Copy every line from the data below in which the string "this" can be found.

# [Raw data]
[Begin]
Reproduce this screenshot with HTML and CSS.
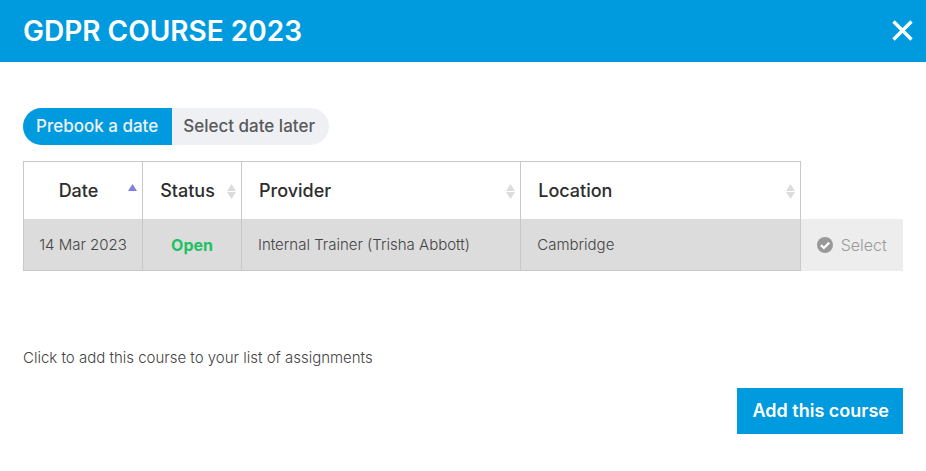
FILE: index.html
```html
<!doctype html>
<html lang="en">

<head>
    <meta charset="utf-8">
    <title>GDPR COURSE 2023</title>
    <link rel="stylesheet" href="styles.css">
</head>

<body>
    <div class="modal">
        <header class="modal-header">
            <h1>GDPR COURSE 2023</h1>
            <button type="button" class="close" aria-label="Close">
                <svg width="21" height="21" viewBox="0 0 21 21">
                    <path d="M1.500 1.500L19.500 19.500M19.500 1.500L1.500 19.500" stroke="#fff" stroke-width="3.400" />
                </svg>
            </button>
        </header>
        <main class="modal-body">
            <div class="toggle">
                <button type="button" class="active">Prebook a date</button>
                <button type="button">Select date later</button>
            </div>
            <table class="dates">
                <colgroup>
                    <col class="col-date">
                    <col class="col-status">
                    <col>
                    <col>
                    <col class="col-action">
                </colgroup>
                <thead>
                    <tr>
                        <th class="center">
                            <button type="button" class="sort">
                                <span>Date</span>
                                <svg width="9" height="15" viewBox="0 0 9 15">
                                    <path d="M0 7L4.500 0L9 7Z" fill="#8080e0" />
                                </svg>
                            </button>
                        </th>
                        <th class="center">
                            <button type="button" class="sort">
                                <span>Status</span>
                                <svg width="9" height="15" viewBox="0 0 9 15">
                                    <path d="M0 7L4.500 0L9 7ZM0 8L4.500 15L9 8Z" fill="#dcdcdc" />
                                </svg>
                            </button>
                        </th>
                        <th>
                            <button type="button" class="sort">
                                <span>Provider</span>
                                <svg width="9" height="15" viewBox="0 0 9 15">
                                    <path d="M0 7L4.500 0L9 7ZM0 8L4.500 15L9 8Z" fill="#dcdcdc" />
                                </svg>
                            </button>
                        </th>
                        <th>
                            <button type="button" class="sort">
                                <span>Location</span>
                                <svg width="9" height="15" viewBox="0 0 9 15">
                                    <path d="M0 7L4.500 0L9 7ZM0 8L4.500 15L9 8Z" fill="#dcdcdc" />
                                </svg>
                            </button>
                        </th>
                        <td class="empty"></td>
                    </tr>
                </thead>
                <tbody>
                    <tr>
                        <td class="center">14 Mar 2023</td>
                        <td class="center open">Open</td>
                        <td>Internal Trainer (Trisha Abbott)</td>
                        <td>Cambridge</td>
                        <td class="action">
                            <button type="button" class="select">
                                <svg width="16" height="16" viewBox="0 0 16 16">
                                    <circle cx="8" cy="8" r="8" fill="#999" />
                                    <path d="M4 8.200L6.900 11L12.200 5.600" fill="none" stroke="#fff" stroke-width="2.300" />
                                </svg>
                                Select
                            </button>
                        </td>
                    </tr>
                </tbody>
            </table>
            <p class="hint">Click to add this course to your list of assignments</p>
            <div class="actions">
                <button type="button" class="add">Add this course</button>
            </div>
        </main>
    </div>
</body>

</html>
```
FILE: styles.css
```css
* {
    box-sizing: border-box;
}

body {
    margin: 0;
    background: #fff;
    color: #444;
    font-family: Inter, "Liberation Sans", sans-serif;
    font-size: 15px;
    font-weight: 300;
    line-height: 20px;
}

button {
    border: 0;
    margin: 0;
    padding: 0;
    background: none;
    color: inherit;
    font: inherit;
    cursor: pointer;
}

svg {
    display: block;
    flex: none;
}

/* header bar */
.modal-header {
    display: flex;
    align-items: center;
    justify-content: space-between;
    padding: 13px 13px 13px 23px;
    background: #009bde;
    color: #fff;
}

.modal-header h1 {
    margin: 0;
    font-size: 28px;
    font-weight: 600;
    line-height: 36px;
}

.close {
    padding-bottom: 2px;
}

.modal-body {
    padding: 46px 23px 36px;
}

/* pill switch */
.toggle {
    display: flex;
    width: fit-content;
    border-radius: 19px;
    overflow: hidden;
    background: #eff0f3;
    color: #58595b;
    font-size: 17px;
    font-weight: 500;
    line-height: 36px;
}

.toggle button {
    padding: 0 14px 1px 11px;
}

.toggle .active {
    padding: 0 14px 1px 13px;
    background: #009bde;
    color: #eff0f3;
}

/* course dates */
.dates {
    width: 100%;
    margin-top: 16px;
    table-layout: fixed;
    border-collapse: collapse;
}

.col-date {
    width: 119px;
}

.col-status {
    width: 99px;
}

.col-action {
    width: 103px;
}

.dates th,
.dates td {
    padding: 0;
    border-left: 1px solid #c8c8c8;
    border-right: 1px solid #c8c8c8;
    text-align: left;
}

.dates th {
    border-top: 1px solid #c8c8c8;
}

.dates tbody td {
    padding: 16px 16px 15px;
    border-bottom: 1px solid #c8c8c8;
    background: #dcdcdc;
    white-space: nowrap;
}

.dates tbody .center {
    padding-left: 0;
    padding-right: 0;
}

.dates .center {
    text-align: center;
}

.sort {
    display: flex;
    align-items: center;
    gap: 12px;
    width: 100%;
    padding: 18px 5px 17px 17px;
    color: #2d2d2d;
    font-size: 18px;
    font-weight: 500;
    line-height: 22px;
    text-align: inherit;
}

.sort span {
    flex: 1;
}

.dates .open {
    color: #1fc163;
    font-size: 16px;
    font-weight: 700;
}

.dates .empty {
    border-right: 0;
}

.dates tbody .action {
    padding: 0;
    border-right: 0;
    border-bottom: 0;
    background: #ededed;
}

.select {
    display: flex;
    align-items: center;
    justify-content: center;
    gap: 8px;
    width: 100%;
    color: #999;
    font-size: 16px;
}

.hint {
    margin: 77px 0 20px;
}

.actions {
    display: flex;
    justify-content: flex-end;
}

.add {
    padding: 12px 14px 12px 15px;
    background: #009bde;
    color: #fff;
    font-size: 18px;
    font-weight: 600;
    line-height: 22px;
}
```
[End]
# [Solution to the exercise]
Reproduce this screenshot with HTML and CSS.
            <p class="hint">Click to add this course to your list of assignments</p>
                <button type="button" class="add">Add this course</button>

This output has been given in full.